Understanding Walnut as a Cabinetry Material: Mechanical Properties Overview

To assess walnut kitchen cabinets effectively, we must first quantify the material’s intrinsic mechanical characteristics. Black walnut is a medium-density hardwood with properties that offer a compelling compromise between workability, aesthetics, and functional performance.

Key Physical and Mechanical Characteristics of Black Walnut

Walnut exhibits a specific gravity of approximately 0.55–0.65 (oven-dry basis), translating to good density without excessive weight. Its Janka hardness of 1010 lbf indicates solid resistance to denting and wear—sufficient for most residential kitchen applications, though below harder woods like red oak (1290 lbf) or hard maple (1450 lbf).

The modulus of elasticity (MOE) averages 1.68 × 10⁶ psi, reflecting moderate stiffness that helps resist deflection under load. Shear strength parallel to grain is around 1,370 psi, while modulus of rupture (MOR) reaches approximately 14,600 psi—values that support reliable performance in bending and tension scenarios common to cabinet components.

Walnut’s standout feature is its natural oils and extractives, which provide inherent resistance to moisture penetration and fungal decay. This contributes to excellent dimensional stability, with tangential shrinkage around 7.2% and radial shrinkage about 5.5% from green to oven-dry conditions—better than many hardwoods in fluctuating humidity environments.

Comparison to Common Cabinet Woods (Oak, Maple, Cherry)

When selecting cabinet materials, engineers compare key metrics to match application demands:

Walnut’s moderate hardness offers advantages in shock absorption (less brittle failure than very hard woods) and machining ease, while its lower shrinkage aids long-term flatness in cabinet doors and panels. However, in high-impact zones (e.g., children’s kitchens), maple or oak may provide a safety margin against visible dents.

Expert Insight: Data from the USDA Wood Handbook (General Technical Report FPL-GTR-190) confirms these values are for clear, straight-grained samples at 12% moisture content—real cabinet stock may vary slightly due to grain orientation and defects, emphasizing the importance of quality grading.

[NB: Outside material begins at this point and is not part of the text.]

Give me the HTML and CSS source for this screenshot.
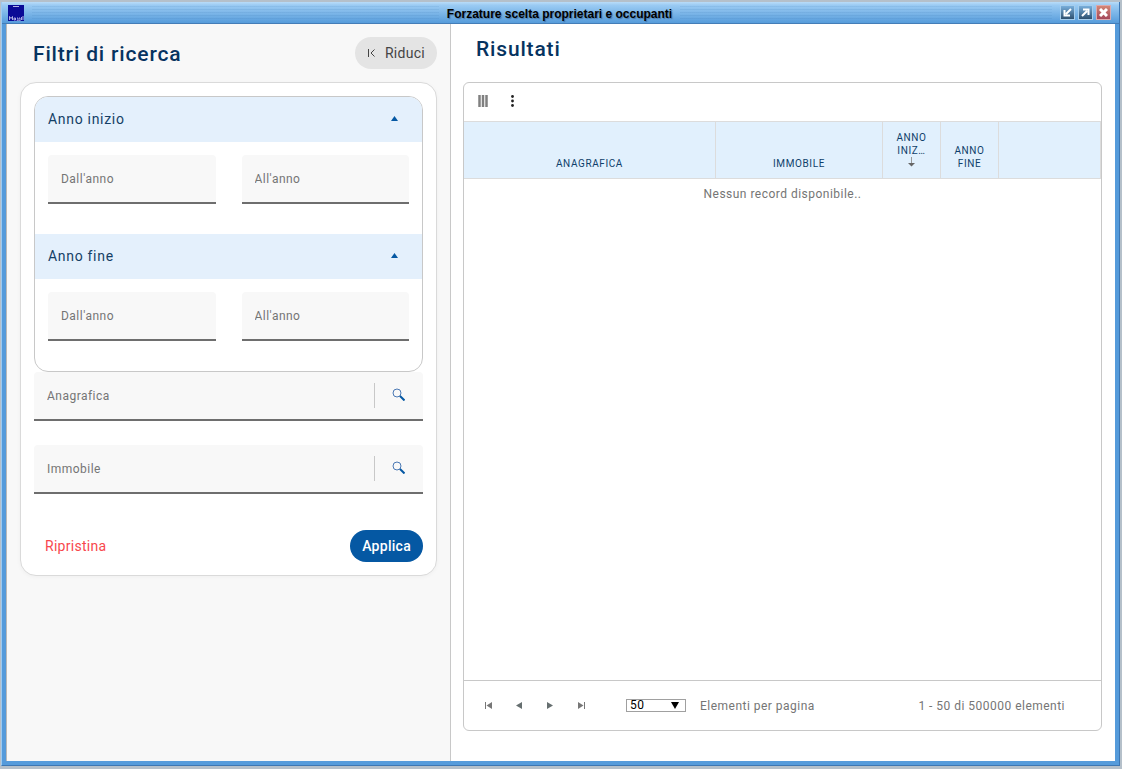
FILE: index.html
```html
<!DOCTYPE html>
<html lang="it">
<head>
<meta charset="utf-8">
<meta name="viewport" content="width=device-width, initial-scale=1">
<title>Forzature scelta proprietari e occupanti</title>
<link rel="stylesheet" href="styles.css">
</head>
<body>
<div class="window">
  <header class="titlebar">
    <div class="titlebar-side">
      <svg class="app-icon" width="16" height="16" viewBox="0 0 16 16" aria-hidden="true">
        <rect width="16" height="16" fill="#0a0a96"/>
        <path d="M5 1.500h6" stroke="#b4b4e6"/>
        <path d="M1.500 15v-3.500l1.500 2 1.500-2V15M6 13h1.500v2H6zM9 13h1v3H8.500M11 13h1v3h-1.500M13.500 12v3M15 11v4" fill="none" stroke="#d4d4f6" stroke-width=".8"/>
      </svg>
      <div class="grip"></div>
    </div>
    <h1 class="window-title">Forzature scelta proprietari e occupanti</h1>
    <div class="titlebar-side">
      <div class="grip"></div>
      <div class="window-buttons">
        <button class="window-button" type="button" aria-label="Riduci finestra">
          <svg width="9" height="9" viewBox="0 0 9 9"><path d="M8 1 3 6M1.500 2v5.500H7" fill="none" stroke="currentColor" stroke-width="2"/></svg>
        </button>
        <button class="window-button" type="button" aria-label="Ingrandisci finestra">
          <svg width="9" height="9" viewBox="0 0 9 9"><path d="M1 8 6 3M2 1.500h5.500V7" fill="none" stroke="currentColor" stroke-width="2"/></svg>
        </button>
        <button class="window-button window-button-close" type="button" aria-label="Chiudi finestra">
          <svg width="9" height="9" viewBox="0 0 9 9"><path d="m1 1 7 7M8 1 1 8" fill="none" stroke="currentColor" stroke-width="3"/></svg>
        </button>
      </div>
    </div>
  </header>

  <div class="content">
    <aside class="filters">
      <div class="filters-head">
        <h2 class="heading">Filtri di ricerca</h2>
        <button class="collapse" type="button">
          <svg width="8" height="8" viewBox="0 0 8 8" aria-hidden="true"><path d="M1.500 0v8M7.500 .5 4 4l3.500 3.500" fill="none" stroke="currentColor"/></svg>
          Riduci
        </button>
      </div>

      <form class="card">
        <div class="accordion">
          <section>
            <button class="accordion-head" type="button" aria-expanded="true">
              Anno inizio
              <svg width="7" height="5" viewBox="0 0 7 5" aria-hidden="true"><path d="M3.500 0 7 5H0z" fill="#0558a3"/></svg>
            </button>
            <div class="accordion-body">
              <input class="field" type="text" placeholder="Dall'anno" aria-label="Anno inizio, dall'anno">
              <input class="field" type="text" placeholder="All'anno" aria-label="Anno inizio, all'anno">
            </div>
          </section>
          <section>
            <button class="accordion-head" type="button" aria-expanded="true">
              Anno fine
              <svg width="7" height="5" viewBox="0 0 7 5" aria-hidden="true"><path d="M3.500 0 7 5H0z" fill="#0558a3"/></svg>
            </button>
            <div class="accordion-body">
              <input class="field" type="text" placeholder="Dall'anno" aria-label="Anno fine, dall'anno">
              <input class="field" type="text" placeholder="All'anno" aria-label="Anno fine, all'anno">
            </div>
          </section>
        </div>

        <div class="lookups">
          <div class="lookup">
            <input class="lookup-input" type="text" placeholder="Anagrafica" aria-label="Anagrafica">
            <button class="lookup-button" type="button" aria-label="Cerca anagrafica">
              <svg width="13" height="13" viewBox="0 0 13 13"><circle cx="5" cy="5" r="4" fill="none" stroke="#4a78b4"/><path d="m8 8 4.500 4.500" stroke="#0558a3" stroke-width="2"/></svg>
            </button>
          </div>
          <div class="lookup">
            <input class="lookup-input" type="text" placeholder="Immobile" aria-label="Immobile">
            <button class="lookup-button" type="button" aria-label="Cerca immobile">
              <svg width="13" height="13" viewBox="0 0 13 13"><circle cx="5" cy="5" r="4" fill="none" stroke="#4a78b4"/><path d="m8 8 4.500 4.500" stroke="#0558a3" stroke-width="2"/></svg>
            </button>
          </div>
        </div>

        <div class="actions">
          <button class="reset" type="reset">Ripristina</button>
          <button class="apply" type="button">Applica</button>
        </div>
      </form>
    </aside>

    <main class="results">
      <h2 class="heading">Risultati</h2>
      <div class="grid">
        <div class="toolbar">
          <button class="tool" type="button" aria-label="Colonne">
            <svg width="10" height="12" viewBox="0 0 10 12"><path d="M1.500 0v12M5 0v12M8.500 0v12" stroke="#808080" stroke-width="2.500"/></svg>
          </button>
          <button class="tool" type="button" aria-label="Altre opzioni">
            <svg width="3" height="12" viewBox="0 0 3 12"><circle cx="1.500" cy="1.500" r="1.400" fill="#222"/><circle cx="1.500" cy="6" r="1.400" fill="#222"/><circle cx="1.500" cy="10.500" r="1.400" fill="#222"/></svg>
          </button>
        </div>
        <div class="table-area">
          <table class="table">
            <colgroup><col class="col-name"><col class="col-building"><col class="col-year"><col class="col-year"><col></colgroup>
            <thead>
              <tr>
                <th scope="col">Anagrafica</th>
                <th scope="col">Immobile</th>
                <th class="sorted" scope="col" aria-sort="ascending">Anno Iniz…
                  <svg class="sort" width="7" height="10" viewBox="0 0 7 10" aria-hidden="true"><path d="M3.500 0v8" stroke="#999"/><path d="M0 6h7L3.500 9.500z" fill="#666"/></svg>
                </th>
                <th scope="col">Anno Fine</th>
                <td></td>
              </tr>
            </thead>
            <tbody>
              <tr><td class="empty" colspan="5">Nessun record disponibile..</td></tr>
            </tbody>
          </table>
        </div>
        <footer class="pager">
          <div class="pager-buttons">
            <button class="page" type="button" aria-label="Prima pagina"><svg width="7" height="7" viewBox="0 0 7 7"><path d="M.5 0v7" stroke="#777"/><path d="M7 0v7L1.500 3.500z" fill="#777"/></svg></button>
            <button class="page" type="button" aria-label="Pagina precedente"><svg width="6" height="7" viewBox="0 0 6 7"><path d="M6 0v7L0 3.500z" fill="#666f70"/></svg></button>
            <button class="page" type="button" aria-label="Pagina successiva"><svg width="6" height="7" viewBox="0 0 6 7"><path d="M0 0v7l6-3.500z" fill="#666f70"/></svg></button>
            <button class="page" type="button" aria-label="Ultima pagina"><svg width="7" height="7" viewBox="0 0 7 7"><path d="M6.500 0v7" stroke="#777"/><path d="M0 0v7l5.500-3.500z" fill="#777"/></svg></button>
          </div>
          <div class="size">
            <select class="size-select" id="page-size"><option>50</option></select>
            <svg class="size-arrow" width="8" height="7" viewBox="0 0 8 7" aria-hidden="true"><path d="M0 0h8L4 7z"/></svg>
          </div>
          <label for="page-size">Elementi per pagina</label>
          <span class="count">1 - 50 di 500000 elementi</span>
        </footer>
      </div>
    </main>
  </div>
</div>
</body>
</html>
```
FILE: styles.css
```css
* {
  box-sizing: border-box;
}

body {
  margin: 0;
  padding: 2px 2px 3px 1px;
  height: 100vh;
  background: #b5c0ca;
  font-family: Roboto, "Liberation Sans", sans-serif;
  font-size: 12px;
  color: #757575;
}

button,
input,
select {
  font: inherit;
  letter-spacing: inherit;
}

button {
  border: 0;
  padding: 0;
  background: none;
}

svg {
  display: block;
  flex: none;
}

h1,
h2 {
  margin: 0;
}

/* Window frame */
.window {
  display: flex;
  flex-direction: column;
  height: 100%;
  padding: 0 4px 4px;
  background: #559bdb;
  border: solid #3d77b3;
  border-width: 0 1px 1px 0;
  border-left: 1px solid #9ccaf2;
}

.titlebar {
  display: grid;
  grid-template-columns: 1fr auto 1fr;
  align-items: center;
  gap: 8px;
  flex: none;
  height: 22px;
  margin: 0 -4px;
  padding: 0 8px 0 6px;
  background: linear-gradient(#b9dcf8, #9bcbf3 15%, #569cdb);
  border-bottom: 1px solid #447db7;
}

.titlebar-side {
  display: flex;
  align-items: center;
  gap: 8px;
}

.grip {
  flex: 1;
  height: 14px;
  background: repeating-linear-gradient(rgba(40, 100, 160, .1) 0 1px, transparent 1px 3px);
}

.window-title {
  padding-top: 2px;
  font: bold 12px/16px "Liberation Sans", Arial, sans-serif;
  color: #000;
  text-shadow: 1px 1px 1px rgba(40, 70, 110, .5);
}

.window-buttons {
  display: flex;
  gap: 3px;
}

.window-button {
  display: grid;
  place-items: center;
  width: 15px;
  height: 15px;
  color: #fff;
  background: linear-gradient(#78aedb, #2e506f);
  border: 1px solid #a6cdec;
}

.window-button-close {
  background: linear-gradient(#d28676, #a44759);
  border-color: #dda9ad;
}

.content {
  display: flex;
  flex: 1;
  min-height: 0;
  background: #fff;
  border-left: 1px solid #b9b9b9;
  letter-spacing: 0.04em;
}

/* Filters */
.filters {
  flex: 0 0 444px;
  padding: 13px;
  background: #f8f8f8;
  border-right: 1px solid #c8c8c8;
}

.filters-head {
  display: flex;
  align-items: center;
  justify-content: space-between;
  padding-left: 13px;
  margin-bottom: 13px;
}

.heading {
  font-size: 21px;
  line-height: 24px;
  font-weight: 500;
  letter-spacing: 0.04em;
  color: #063360;
}

.filters .heading {
  padding-top: 2px;
}

.collapse {
  display: flex;
  align-items: center;
  gap: 10px;
  height: 32px;
  padding: 0 12px;
  border-radius: 16px;
  background: #e4e4e4;
  color: #444;
  font-size: 14px;
  letter-spacing: 0.02em;
}

.card {
  padding: 13px;
  background: #fff;
  border: 1px solid #dadada;
  border-radius: 16px;
  box-shadow: 0 1px 4px rgba(0, 0, 0, .04);
}

.accordion {
  overflow: hidden;
  border: 1px solid #c8c8c8;
  border-radius: 14px;
}

.accordion-head {
  display: flex;
  align-items: center;
  justify-content: space-between;
  width: 100%;
  height: 45px;
  padding: 0 24px 2px 13px;
  background: #e4f0fc;
  color: #143f66;
  font-size: 14px;
  letter-spacing: 0.05em;
}

.accordion-body {
  display: grid;
  grid-template-columns: 1fr 1fr;
  gap: 26px;
  padding: 13px 13px 30px;
}

.field,
.lookup {
  width: 100%;
  min-width: 0;
  height: 49px;
  border: 0;
  border-bottom: 2px solid #6e6e6e;
  border-radius: 4px 4px 0 0;
  background: #f8f8f8;
}

.field {
  padding: 0 13px;
}

::placeholder {
  color: #757575;
  opacity: 1;
}

.lookups {
  display: grid;
  gap: 24px;
}

.lookup {
  display: flex;
  align-items: center;
}

.lookup-input {
  flex: 1;
  min-width: 0;
  border: 0;
  padding: 0 13px;
  background: none;
}

.lookup-button {
  display: grid;
  place-items: center;
  width: 49px;
  height: 25px;
  padding: 0 2px 2px 0;
  border-left: 1px solid #c8c8c8;
}

.actions {
  display: flex;
  align-items: center;
  justify-content: space-between;
  margin-top: 36px;
  font-size: 14px;
  letter-spacing: 0.02em;
}

.reset {
  padding: 0 11px;
  height: 32px;
  color: #f8474d;
}

.apply {
  height: 32px;
  padding: 0 12px;
  border-radius: 16px;
  background: #0558a3;
  color: #fff;
  font-weight: 500;
}

/* Results */
.results {
  display: flex;
  flex: 1;
  flex-direction: column;
  min-width: 0;
  padding: 13px 13px 30px 12px;
}

.results .heading {
  padding-left: 13px;
  margin-bottom: 21px;
}

.grid {
  display: flex;
  flex: 1;
  flex-direction: column;
  min-height: 0;
  overflow: hidden;
  border: 1px solid #c8c8c8;
  border-radius: 6px;
}

.toolbar {
  display: flex;
  align-items: center;
  gap: 23px;
  height: 38px;
  padding: 0 14px 2px;
}

.table-area {
  flex: 1;
  overflow: auto;
}

.table {
  width: 100%;
  table-layout: fixed;
  border-spacing: 0;
}

.col-name {
  width: 252px;
}

.col-building {
  width: 167px;
}

.col-year {
  width: 58px;
}

.table thead th,
.table thead td {
  height: 58px;
  padding: 7px 8px 8px;
  vertical-align: bottom;
  background: #e1f0fd;
  border: solid #dcdcdc;
  border-width: 1px 1px 1px 0;
  color: #0f3f6b;
  font-size: 10px;
  line-height: 13px;
  font-weight: 400;
  letter-spacing: 0.06em;
  text-transform: uppercase;
}

.table thead .sorted {
  padding-bottom: 11px;
}

.sort {
  margin: 0 auto;
}

.empty {
  padding: 7px 0;
  line-height: 16px;
  text-align: center;
}

.pager {
  display: flex;
  align-items: center;
  height: 50px;
  padding: 0 36px 0 16px;
  border-top: 1px solid #c8c8c8;
}

.pager-buttons {
  display: flex;
  gap: 15px;
  margin-right: 37px;
}

.page {
  display: grid;
  place-items: center;
  width: 16px;
  height: 16px;
}

.size {
  position: relative;
  margin-right: 14px;
}

.size-select {
  display: block;
  width: 60px;
  height: 13px;
  padding: 0 3px;
  line-height: 11px;
  appearance: none;
  border: 1px solid #a0a0a0;
  border-radius: 0;
  background: #fff;
  color: #000;
}

.size-arrow {
  position: absolute;
  top: 3px;
  right: 7px;
}

.count {
  margin-left: auto;
}
```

Key Takeaway Tip: When specifying walnut, prioritize quarter-sawn or rift-sawn stock for enhanced stability and reduced cupping risk compared to plain-sawn lumber.

Durability in Real-World Kitchen Environments

Walnut kitchen cabinets earn their reputation for longevity not just from aesthetic appeal but from a combination of mechanical resilience and natural protective qualities. In a kitchen—where surfaces endure thousands of cycles of use, exposure to moisture, temperature swings, and occasional chemical contact—durability becomes a quantifiable engineering concern rather than a subjective impression.

Resistance to Wear, Impact, and Fatigue

Walnut’s Janka hardness of 1010 lbf places it in the mid-range among cabinetry hardwoods, offering good resistance to surface denting from dropped utensils or heavy cookware impacts. Laboratory impact tests (following ASTM D143 protocols) show that woods in the 900–1200 lbf range absorb moderate energy without catastrophic cracking, thanks to walnut’s relatively uniform grain and interlocked fiber structure that helps distribute localized stress.

Fatigue performance—critical for doors and drawers opened/closed 10–20 times daily—is strong in walnut due to its moderate modulus of rupture and good toughness. Repeated loading cycles (simulating 20+ years of use) rarely cause micro-cracking in properly finished walnut, especially when soft-close hardware reduces peak impact forces by 60–80%. In my professional assessments of cabinet failures, walnut components typically outlast softer woods like pine or poplar in high-cycle applications, though they may show visible wear sooner than ultra-hard maple in extremely abusive environments.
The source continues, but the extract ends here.